The RS-28 Sarmat was first developed in the early 2000s. On July 21, 2011, Russia completed research and development of the Sarmat ICBM after giving production contracts to Makeyev Design Bureau and NPO Mash in early 2011.

The missile’s initial prototype was constructed in late 2015, and two years later Russia conducted its first silo ejection test of the Sarmat in December 2017, which reportedly identified technical flaws in the launch system.

Two more silo ejection tests were supposedly successful in March and May 2018. With 50 missiles on order, the RS-28 was supposed to go into service in 2018. The Sarmat missile is now scheduled to enter service in 2022, following several technical delays.

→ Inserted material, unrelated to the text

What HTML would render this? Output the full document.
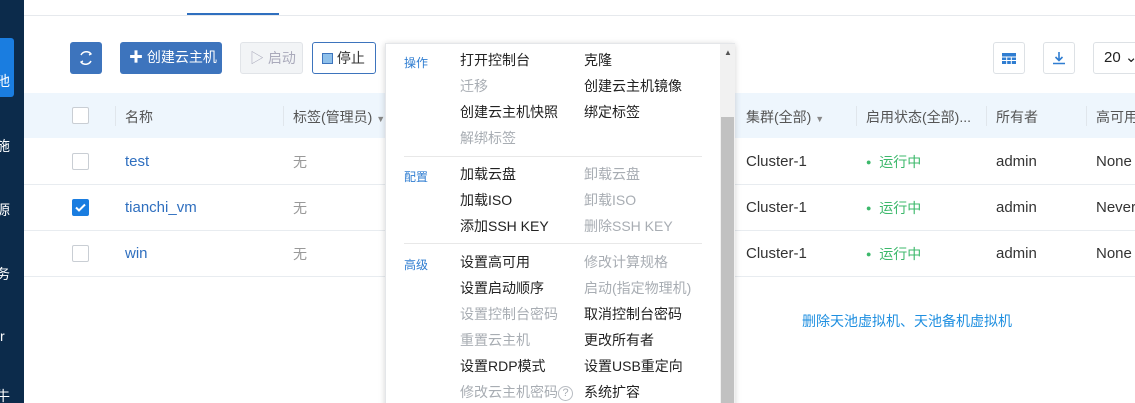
<!DOCTYPE html>
<html><head><meta charset="utf-8"><style>
*{margin:0;padding:0;box-sizing:border-box}
html,body{width:1135px;height:403px;overflow:hidden}
body{background:#fff;font-family:"Liberation Sans","Noto Sans CJK SC",sans-serif;font-size:14px;color:#333;position:relative}
.a{position:absolute;white-space:nowrap}
.side{left:0;top:0;width:24px;height:403px;background:#0c2b4b}
.side span{position:absolute;left:-4px;color:#fff;font-size:14px}
.btn{position:absolute;height:32px;border-radius:3px;line-height:30px;font-size:14px}
.hd{top:93px;left:24px;width:1111px;height:45px;background:#eef6fd}
.row{left:24px;width:1111px;height:1px;background:#e8ecf0}
.cb{position:absolute;left:72px;width:17px;height:17px;border:1px solid #c9ced4;border-radius:2px;background:#fff}
.menu{left:385px;top:43px;width:350px;height:370px;background:#fff;box-shadow:0 1px 6px rgba(0,0,0,.18);border:1px solid #e4e6e9}
.m{position:absolute;font-size:14px;color:#222}
.d{color:#a8adb3}
.g{position:absolute;left:18px;font-size:12px;color:#2f7dd1}
.sep{position:absolute;left:18px;width:298px;height:1px;background:#e8e8e8}
.rt{font-size:15px;line-height:18px}
</style></head><body>
<div class="a side">
<div style="position:absolute;left:0;top:38px;width:14px;height:59px;background:#1a7de0;border-radius:0 3px 3px 0"></div>
<span style="top:71px">池</span><span style="top:136px">施</span><span style="top:200px">源</span><span style="top:264px">务</span><span style="top:328px;left:0">r</span><span style="top:386px">牛</span>
</div>
<div class="a" style="left:24px;top:15px;width:1111px;height:1px;background:#e6e9ed"></div>
<div class="a" style="left:187px;top:13px;width:92px;height:2px;background:#2f6fbf"></div>

<div class="btn" style="left:70px;top:42px;width:32px;background:#3d74bd;text-align:center"><svg width="18" height="18" viewBox="0 0 18 18" style="margin-top:7px"><path d="M4 6A6 6 0 0 1 14 5M14 12A6 6 0 0 1 4 13" stroke="#fff" stroke-width="1.5" fill="none"/><path d="M12 3l2 2-2 1M6 15l-2-2 2-1" stroke="#fff" stroke-width="1.3" fill="none"/></svg></div>
<div class="btn" style="left:120px;top:42px;width:102px;background:#3d74bd;color:#fff;padding-left:9px">✚ 创建云主机</div>
<div class="btn" style="left:240px;top:42px;width:63px;background:#f2f4f6;border:1px solid #e1e4e8;color:#aab;padding-left:9px">▷ 启动</div>
<div class="btn" style="left:312px;top:42px;width:64px;border:1px solid #3d74bd;color:#333;padding-left:9px"><span style="display:inline-block;width:11px;height:11px;background:#8fc0ea;border:1px solid #3d74bd;vertical-align:-1px"></span> 停止</div>

<div class="btn" style="left:993px;top:42px;width:32px;border:1px solid #dde1e5;text-align:center;color:#2f7dd1">
<svg width="14" height="11" viewBox="0 0 14 11" style="margin-top:10px"><rect x="0" y="0" width="14" height="11" fill="#2f7dd1"/><path d="M0 4h14M0 7.5h14M4.7 4v7M9.3 4v7" stroke="#fff" stroke-width="1"/></svg></div>
<div class="btn" style="left:1043px;top:42px;width:32px;border:1px solid #dde1e5;text-align:center">
<svg width="14" height="14" viewBox="0 0 14 14" style="margin-top:8px"><path d="M7 1v8M3.5 6l3.5 3.5 3.5-3.5M1 12.5h12" stroke="#2f7dd1" stroke-width="1.6" fill="none"/></svg></div>
<div class="btn" style="left:1093px;top:42px;width:60px;border:1px solid #dde1e5;padding-left:10px;color:#222;font-size:15px">20 ⌄</div>

<div class="a hd"></div>
<div class="cb" style="top:107px"></div>
<div class="a" style="left:115px;top:106px;width:1px;height:20px;background:#e0e6ec"></div>
<div class="a" style="left:125px;top:107px;color:#555">名称</div>
<div class="a" style="left:283px;top:106px;width:1px;height:20px;background:#e0e6ec"></div>
<div class="a" style="left:293px;top:107px;color:#555">标签(管理员) <span style="font-size:9px;color:#888">▼</span></div>
<div class="a" style="left:746px;top:107px;color:#555">集群(全部) <span style="font-size:9px;color:#888">▼</span></div>
<div class="a" style="left:856px;top:106px;width:1px;height:20px;background:#e0e6ec"></div>
<div class="a" style="left:866px;top:107px;color:#555">启用状态(全部)...</div>
<div class="a" style="left:986px;top:106px;width:1px;height:20px;background:#e0e6ec"></div>
<div class="a" style="left:996px;top:107px;color:#555">所有者</div>
<div class="a" style="left:1086px;top:106px;width:1px;height:20px;background:#e0e6ec"></div>
<div class="a" style="left:1096px;top:107px;color:#555">高可用</div>

<div class="a row" style="top:184px"></div><div class="a row" style="top:230px"></div><div class="a row" style="top:276px"></div>
<div class="cb" style="top:153px"></div>
<div class="cb" style="top:199px;background:#1a7de0;border-color:#1a7de0"><svg width="15" height="15" viewBox="0 0 15 15"><path d="M3 7.5l3 3 6-6" stroke="#fff" stroke-width="2" fill="none"/></svg></div>
<div class="cb" style="top:245px"></div>
<div class="a rt" style="left:125px;top:153px;color:#2f6fbf">test</div>
<div class="a rt" style="left:125px;top:199px;color:#2f6fbf">tianchi_vm</div>
<div class="a rt" style="left:125px;top:245px;color:#2f6fbf">win</div>
<div class="a" style="left:293px;top:152px;color:#999">无</div>
<div class="a" style="left:293px;top:198px;color:#999">无</div>
<div class="a" style="left:293px;top:244px;color:#999">无</div>
<div class="a rt" style="left:746px;top:153px">Cluster-1</div><div class="a rt" style="left:746px;top:199px">Cluster-1</div><div class="a rt" style="left:746px;top:245px">Cluster-1</div>
<div class="a" style="left:866px;top:152px;color:#3cb86b"><span style="font-size:9px;vertical-align:2px">●</span>&nbsp;&nbsp;运行中</div>
<div class="a" style="left:866px;top:198px;color:#3cb86b"><span style="font-size:9px;vertical-align:2px">●</span>&nbsp;&nbsp;运行中</div>
<div class="a" style="left:866px;top:244px;color:#3cb86b"><span style="font-size:9px;vertical-align:2px">●</span>&nbsp;&nbsp;运行中</div>
<div class="a rt" style="left:996px;top:153px">admin</div><div class="a rt" style="left:996px;top:199px">admin</div><div class="a rt" style="left:996px;top:245px">admin</div>
<div class="a rt" style="left:1096px;top:153px">None</div><div class="a rt" style="left:1096px;top:199px">NeverStop</div><div class="a rt" style="left:1096px;top:245px">None</div>
<div class="a" style="left:802px;top:311px;color:#1f8fe0">删除天池虚拟机、天池备机虚拟机</div>

<div class="a menu">
<div style="position:absolute;left:334px;top:0;width:15px;height:370px;background:#f1f1f1"></div>
<div style="position:absolute;left:335px;top:73px;width:13px;height:300px;background:#c1c1c1"></div>
<div style="position:absolute;left:338px;top:4px;font-size:8px;color:#555">▲</div>
<div class="g" style="top:10px">操作</div><div class="g" style="top:124px">配置</div><div class="g" style="top:212px">高级</div>
<div class="sep" style="top:112px"></div><div class="sep" style="top:199px"></div>
<div class="m" style="left:74px;top:6px">打开控制台</div><div class="m" style="left:198px;top:6px">克隆</div>
<div class="m d" style="left:74px;top:32px">迁移</div><div class="m" style="left:198px;top:32px">创建云主机镜像</div>
<div class="m" style="left:74px;top:58px">创建云主机快照</div><div class="m" style="left:198px;top:58px">绑定标签</div>
<div class="m d" style="left:74px;top:84px">解绑标签</div>
<div class="m" style="left:74px;top:120px">加载云盘</div><div class="m d" style="left:198px;top:120px">卸载云盘</div>
<div class="m" style="left:74px;top:146px">加载ISO</div><div class="m d" style="left:198px;top:146px">卸载ISO</div>
<div class="m" style="left:74px;top:172px">添加SSH KEY</div><div class="m d" style="left:198px;top:172px">删除SSH KEY</div>
<div class="m" style="left:74px;top:208px">设置高可用</div><div class="m d" style="left:198px;top:208px">修改计算规格</div>
<div class="m" style="left:74px;top:234px">设置启动顺序</div><div class="m d" style="left:198px;top:234px">启动(指定物理机)</div>
<div class="m d" style="left:74px;top:260px">设置控制台密码</div><div class="m" style="left:198px;top:260px">取消控制台密码</div>
<div class="m d" style="left:74px;top:286px">重置云主机</div><div class="m" style="left:198px;top:286px">更改所有者</div>
<div class="m" style="left:74px;top:312px">设置RDP模式</div><div class="m" style="left:198px;top:312px">设置USB重定向</div>
<div class="m d" style="left:74px;top:338px">修改云主机密码<span style="display:inline-block;width:15px;height:15px;border:1px solid #b8bcc2;border-radius:50%;font-size:11px;text-align:center;line-height:13px;vertical-align:1px">?</span></div><div class="m" style="left:198px;top:338px">系统扩容</div>
</div>
</body></html>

The first Sarmat intercontinental ballistic missile (ICBM) regiment will enter service in late 2022 in Uzhur, Russia where the infrastructure at the Uzhur Rocket Division is already complete, Karakayev had earlier informed TASS.

A More Lethal ICBM

After the United States withdrew from the Anti-Ballistic Missile Treaty that was signed with Russia in 1972, both sides have been upgrading their respective missile fleets.

While withdrawing from the treaty in 2001, then-US President George W. Bush had claimed that the hostility that kept both countries on high alert had died with the collapse of the Soviet Union. Ironically, following America’s exit, work on Sarmat ICBM picked up.




The RS-28 Sarmat superheavy ICBM. (Russian MoD)

The Sarmat is one of six new strategic weapons in development in Russia that President Vladimir Putin had announced in his state of the nation speech in 2018. It is set to replace R-36M2 Voevoda missiles, which have been in service since the late 1960 and have aged enough to be decommissioned.

This super-advanced ICBM, with a range of over 18,000 kilometers, is said to be part of Russia’s nuclear modernization program, which President Putin unveiled in 2018, as previously reported by the EurAsian Times.

According to reports, the defense ministry had already begun acquiring serially made missiles. The Sarmat is Russia’s largest nuclear weapon and one of six new weapons of mass destruction disclosed by Putin in 2018.

Avangard, Tsirkon, Poseidon, Kinzhal, and a nuclear-propelled cruise missile are the other five missiles. Tsirkon or Zircon, a hypersonic missile, too had made news a few weeks ago when it was tested by the Russian Navy from a submarine.

It weighs 208.1 tons, with a payload of over 10 tons and fuel of 178 tons. Up to 10 heavy or 15 light MIRV warheads, an undisclosed number of Avangard hypersonic glide vehicles (HGVs), or a combination of warheads and enormous amounts of anti-ballistic missile countermeasures could be carried.